Even I was sceptical when Roger first came into the Geology Laboratory to report the discovery, but then he produced a “brass-rubbing” of Charnia, and had it confirmed by his father whom I knew as a lecturer in the University. The three of us piled into the car and drove straight out to Woodhouse Eaves – and the rest is history!

A mystery remains – between my first and second visits, a week later, some person unknown had hammered the margins of the fossil, fortunately without doing too much damage. The marks can still be seen on the specimen in Leicester Museum. We have never found out who hammered it. The original was subsequently extracted with the aid of two quarrymen and a 4 cwt block was taken by lorry to the Museum. Later it was taken to a monument mason with a large rock saw for trimming gravestones.
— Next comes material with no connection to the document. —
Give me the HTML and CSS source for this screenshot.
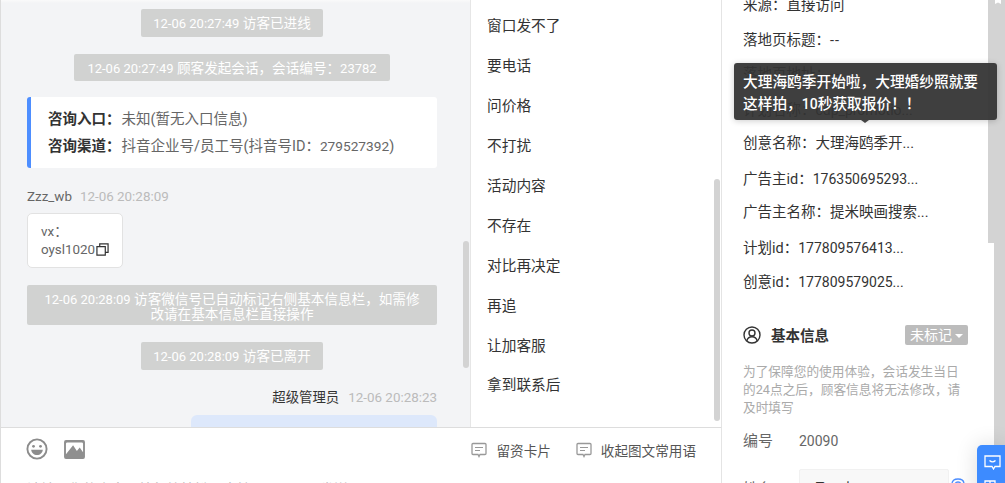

He brought the saw up to the block a bit too quickly and the saw blade shattered with bits going in all directions. The block also split luckily leaving Charnia on a much more manageable slab weighing about 60 lbs which can be seen in Leicester Museum today.

Tina Negus wrote a poem about her discovery, which she kindly agreed to be reproduced here.

The Fossil

Understanding geology as an orderly system, built

Up of alternating layers of clay and lime,

With gravelly sands and river silt,

The Charnwood volcanic hills

Exploded in my teenage brain,

Sweeping aside my hard-won knowledge

Of progressive deposition throughout time and space,

To be replaced with a new vocabulary;

Igneous dykes and sills; metamorphic; pyroclastic;

Magma, pumice, sedimentary ash; gabbro, granite, gneiss and schist;

The terms fell easily from the tongue

But left me unprepared

For the fantastic piles of these oldest blocks

Of hardened stone; the bedded sheets,

Once wind-blown dust, compressed, tilted, strong;

The rocks now used as a climber’s training wall.

The Blue Liassic clays at home were full of early forms of life;

Lampshells, bivalves, belemnites;

With several kinds of curling ammonites, backbone of my childish hoard.

Precambrian rocks contain no fossils, or so the library books insisted,

And my teachers echoed this belief, yet, on an annual trip

In search of bilberries for jam and pies,

I came across an outcrop, polished, smoothed,

Containing imprints of some ancient leaf,

Fern-like, with a central stalk.

The fossil could not be removed: proof lay in a pencil tracing

To be kept until an open mind

Could explain the relic I’d unearthed, identify this puzzling find.

On our return another year, the metre square of stone  was gone,

The drilling holes alone remained;

Evidence that something had been here before despite the constant assertion:

There are no fossils from Precambrian times.

My fossil now has been described and named:

Not in fact, a plant, as I once thought,

But a sort of coral-life,

Colonial sea-pen, rooted in the sands of time,

Related to the jellyfish today.

The discoverer, said to be a boy, a youth,

Someone, no doubt, had listened and believed,

When he said he’d found

A fossil from the Precambrian age. 

Members with access to the American journal Science may like to know that the issue dated August 24th 2004 contains a report on a newly discovered locality in Newfoundland with Charnia fronds in 3D preservation. The author, Guy Narbonne, expresses doubts about the sea-pen interpretation but does not offer anything more convincing.